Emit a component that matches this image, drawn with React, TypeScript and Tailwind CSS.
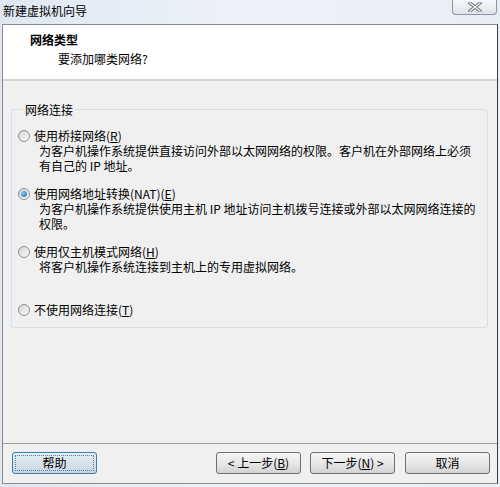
import React from "react";

const font = { fontFamily: '"Noto Sans CJK SC", "Noto Sans", sans-serif' };

function Radio({ checked }: { checked?: boolean }) {
  return (
    <span className="relative inline-flex w-[12px] h-[12px] shrink-0 rounded-full border border-[#8e8f8f] bg-gradient-to-br from-[#d4d4d4] to-[#fbfbfb] items-center justify-center">
      {checked && (
        <span className="w-[6px] h-[6px] rounded-full bg-[radial-gradient(circle_at_35%_35%,#8cc4f3,#1a64b4)]" />
      )}
    </span>
  );
}

function Option({
  checked,
  label,
  lines,
  last,
}: {
  checked?: boolean;
  label: React.ReactNode;
  lines?: string[];
  last?: boolean;
}) {
  return (
    <div className={last ? "" : "h-[58px]"}>
      <div className="flex items-center h-[14px] gap-[4px] leading-[14px]">
        <Radio checked={checked} />
        <span>{label}</span>
      </div>
      {lines && (
        <div className="ml-[21px] leading-[15px] whitespace-nowrap">
          {lines.map((l, i) => (
            <div key={i}>{l}</div>
          ))}
        </div>
      )}
    </div>
  );
}

function Btn({
  children,
  focused,
  className = "",
}: {
  children: React.ReactNode;
  focused?: boolean;
  className?: string;
}) {
  if (focused) {
    return (
      <div
        className={`w-[85px] h-[22px] rounded-[3px] border border-[#3c7fb1] bg-gradient-to-b from-[#e5eef5] to-[#c9d6e0] p-[2px] ${className}`}
      >
        <div className="w-full h-full border border-dotted border-[#5a7d99] flex items-center justify-center leading-none text-[12px]">
          {children}
        </div>
      </div>
    );
  }
  return (
    <div
      className={`w-[85px] h-[22px] rounded-[3px] border border-[#707070] bg-gradient-to-b from-[#f4f4f4] via-[#e8e8e8] to-[#d3d3d3] flex items-center justify-center leading-none text-[12px] ${className}`}
    >
      {children}
    </div>
  );
}

export default function App() {
  return (
    <div
      className="relative w-[500px] h-[487px] bg-gradient-to-r from-[#dfe8f2] via-[#eef2f7] to-[#e9eef4] text-black text-[12px] overflow-hidden"
      style={font}
    >
      {/* title bar */}
      <div className="h-[24px] pl-[3px] pt-[3px] leading-[16px] text-[12px] text-black">
        新建虚拟机向导
      </div>
      {/* close button */}
      <div className="absolute top-0 left-[452px] w-[45px] h-[15px] rounded-b-[4px] border border-t-0 border-[#8b95a3] bg-gradient-to-b from-[#f7f8fa] to-[#dfe3e9] flex items-center justify-center">
        <svg width="14" height="10" viewBox="0 0 14 10">
          <path d="M2 1 L12 9 M12 1 L2 9" stroke="#6b6f76" strokeWidth="3.2" strokeLinecap="square" />
          <path d="M2 1 L12 9 M12 1 L2 9" stroke="#f4f5f7" strokeWidth="1.4" strokeLinecap="square" />
        </svg>
      </div>

      {/* client */}
      <div className="ml-[2px] w-[496px] h-[460px] border border-[#8a8a8a] border-r-[#3c3c3c] flex flex-col bg-[#f0f0f0]">
        {/* header */}
        <div className="h-[56px] bg-white border-b-2 border-[#d4d4d4] pl-[27px] pt-[7px]">
          <div className="font-bold leading-[16px] text-[12px]">网络类型</div>
          <div className="pl-[28px] mt-[3px] leading-[16px]">要添加哪类网络?</div>
        </div>
        {/* body */}
        <div className="flex-1 pl-[8px] pr-[9px] pt-[21px]">
          <fieldset className="border border-[#d5dfe5] rounded-[3px] pl-[6px] pr-[4px] pb-[10px] pt-[12px] m-0 min-w-0">
            <legend className="ml-[5px] px-[2px] leading-[15px]">网络连接</legend>
            <Option
              label={
                <>
                  使用桥接网络(<u>R</u>)
                </>
              }
              lines={[
                "为客户机操作系统提供直接访问外部以太网网络的权限。客户机在外部网络上必须",
                "有自己的 IP 地址。",
              ]}
            />
            <Option
              checked
              label={
                <>
                  使用网络地址转换(NAT)(<u>E</u>)
                </>
              }
              lines={[
                "为客户机操作系统提供使用主机 IP 地址访问主机拨号连接或外部以太网网络连接的",
                "权限。",
              ]}
            />
            <Option
              label={
                <>
                  使用仅主机模式网络(<u>H</u>)
                </>
              }
              lines={["将客户机操作系统连接到主机上的专用虚拟网络。"]}
            />
            <Option
              last
              label={
                <>
                  不使用网络连接(<u>T</u>)
                </>
              }
            />
          </fieldset>
        </div>
        {/* footer */}
        <div className="h-[40px] border-t border-[#a0a0a0] pt-[8px] flex items-start pl-[9px]">
          <Btn focused>帮助</Btn>
          <div className="flex-1" />
          <Btn>
            &lt; 上一步(<u>B</u>)
          </Btn>
          <Btn className="ml-[9px]">
            下一步(<u>N</u>) &gt;
          </Btn>
          <Btn className="ml-[10px] mr-[7px]">取消</Btn>
        </div>
      </div>
    </div>
  );
}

------------------------------------

## Work to complete
Copy each line of the listing that includes "React".

## Task output
Emit a component that matches this image, drawn with React, TypeScript and Tailwind CSS.
import React from "react";
  label: React.ReactNode;
  children: React.ReactNode;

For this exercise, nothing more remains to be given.